Exclude the pictures and reproduce the remaining data exactly as written.

+ + + + +

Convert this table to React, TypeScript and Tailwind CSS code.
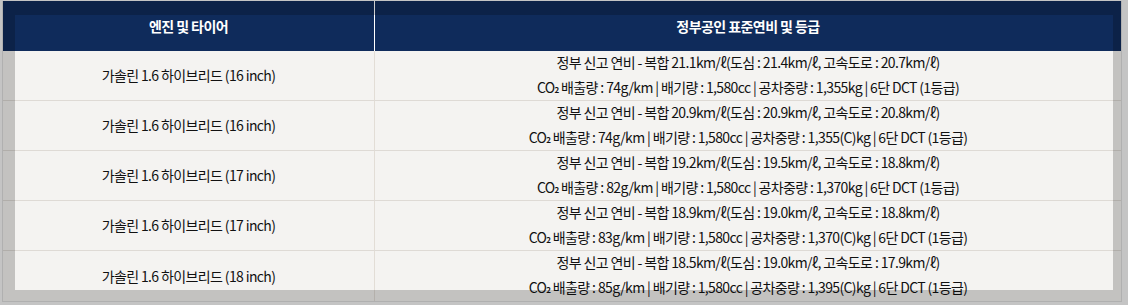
const rows = [
  { tire: "16", total: "21.1", city: "21.4", hwy: "20.7", co2: "74", weight: "1,355kg" },
  { tire: "16", total: "20.9", city: "20.9", hwy: "20.8", co2: "74", weight: "1,355(C)kg" },
  { tire: "17", total: "19.2", city: "19.5", hwy: "18.8", co2: "82", weight: "1,370kg" },
  { tire: "17", total: "18.9", city: "19.0", hwy: "18.8", co2: "83", weight: "1,370(C)kg" },
  { tire: "18", total: "18.5", city: "19.0", hwy: "17.9", co2: "85", weight: "1,395(C)kg" },
];

const App = () => {
  return (
    <div
      className="relative w-[1128px] h-[305px] overflow-hidden bg-[#f6f6f6] pl-[2px] pt-[1px] text-[#111]"
      style={{ fontFamily: '"Noto Sans CJK KR", "Noto Sans", sans-serif' }}
    >
      <div className="w-[1120px] border-x border-b border-[#dcdcdc]">
        <div className="flex h-[50px] bg-[#0f2b5b] text-white text-[14px] font-bold tracking-[-0.04em]">
          <div className="w-[372px] flex items-center justify-center border-r border-white">
            엔진 및 타이어
          </div>
          <div className="flex-1 flex items-center justify-center">
            정부공인 표준연비 및 등급
          </div>
        </div>
        {rows.map((r, i) => (
          <div
            key={i}
            className={`flex h-[50px] bg-[#f4f3f1] text-[14px] tracking-[-0.045em] ${i < rows.length - 1 ? "border-b border-[#dedad5]" : ""}`}
          >
            <div className="w-[372px] flex items-center justify-center border-r border-[#e2ddd6]">
              가솔린 1.6 하이브리드 ({r.tire} inch)
            </div>
            <div className="flex-1 flex flex-col items-center justify-center leading-[25px]">
              <p>
                정부 신고 연비 - 복합 {r.total}km/ℓ(도심 : {r.city}km/ℓ, 고속도로 : {r.hwy}km/ℓ)
              </p>
              <p>
                CO<span className="text-[8px] font-bold">2</span> 배출량 : {r.co2}g/km | 배기량 : 1,580cc | 공차중량 : {r.weight} | 6단 DCT (1등급)
              </p>
            </div>
          </div>
        ))}
      </div>
      <div className="absolute left-[15px] top-[15px] w-[1098px] h-[275px] shadow-[0_0_0_2000px_rgba(0,0,0,0.2)]" />
    </div>
  );
};

export default App;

+ + + + +

• **The reply**
Convert this table to React, TypeScript and Tailwind CSS code.
const rows = [
  { tire: "16", total: "21.1", city: "21.4", hwy: "20.7", co2: "74", weight: "1,355kg" },
  { tire: "16", total: "20.9", city: "20.9", hwy: "20.8", co2: "74", weight: "1,355(C)kg" },
  { tire: "17", total: "19.2", city: "19.5", hwy: "18.8", co2: "82", weight: "1,370kg" },
  { tire: "17", total: "18.9", city: "19.0", hwy: "18.8", co2: "83", weight: "1,370(C)kg" },
  { tire: "18", total: "18.5", city: "19.0", hwy: "17.9", co2: "85", weight: "1,395(C)kg" },
];

const App = () => {
  return (
    <div
      className="relative w-[1128px] h-[305px] overflow-hidden bg-[#f6f6f6] pl-[2px] pt-[1px] text-[#111]"
      style={{ fontFamily: '"Noto Sans CJK KR", "Noto Sans", sans-serif' }}
    >
      <div className="w-[1120px] border-x border-b border-[#dcdcdc]">
        <div className="flex h-[50px] bg-[#0f2b5b] text-white text-[14px] font-bold tracking-[-0.04em]">
          <div className="w-[372px] flex items-center justify-center border-r border-white">
            엔진 및 타이어
          </div>
          <div className="flex-1 flex items-center justify-center">
            정부공인 표준연비 및 등급
          </div>
        </div>
        {rows.map((r, i) => (
          <div
            key={i}
            className={`flex h-[50px] bg-[#f4f3f1] text-[14px] tracking-[-0.045em] ${i < rows.length - 1 ? "border-b border-[#dedad5]" : ""}`}
          >
            <div className="w-[372px] flex items-center justify-center border-r border-[#e2ddd6]">
              가솔린 1.6 하이브리드 ({r.tire} inch)
            </div>
            <div className="flex-1 flex flex-col items-center justify-center leading-[25px]">
              <p>
                정부 신고 연비 - 복합 {r.total}km/ℓ(도심 : {r.city}km/ℓ, 고속도로 : {r.hwy}km/ℓ)
              </p>
              <p>
                CO<span className="text-[8px] font-bold">2</span> 배출량 : {r.co2}g/km | 배기량 : 1,580cc | 공차중량 : {r.weight} | 6단 DCT (1등급)
              </p>
            </div>
          </div>
        ))}
      </div>
      <div className="absolute left-[15px] top-[15px] w-[1098px] h-[275px] shadow-[0_0_0_2000px_rgba(0,0,0,0.2)]" />
    </div>
  );
};

export default App;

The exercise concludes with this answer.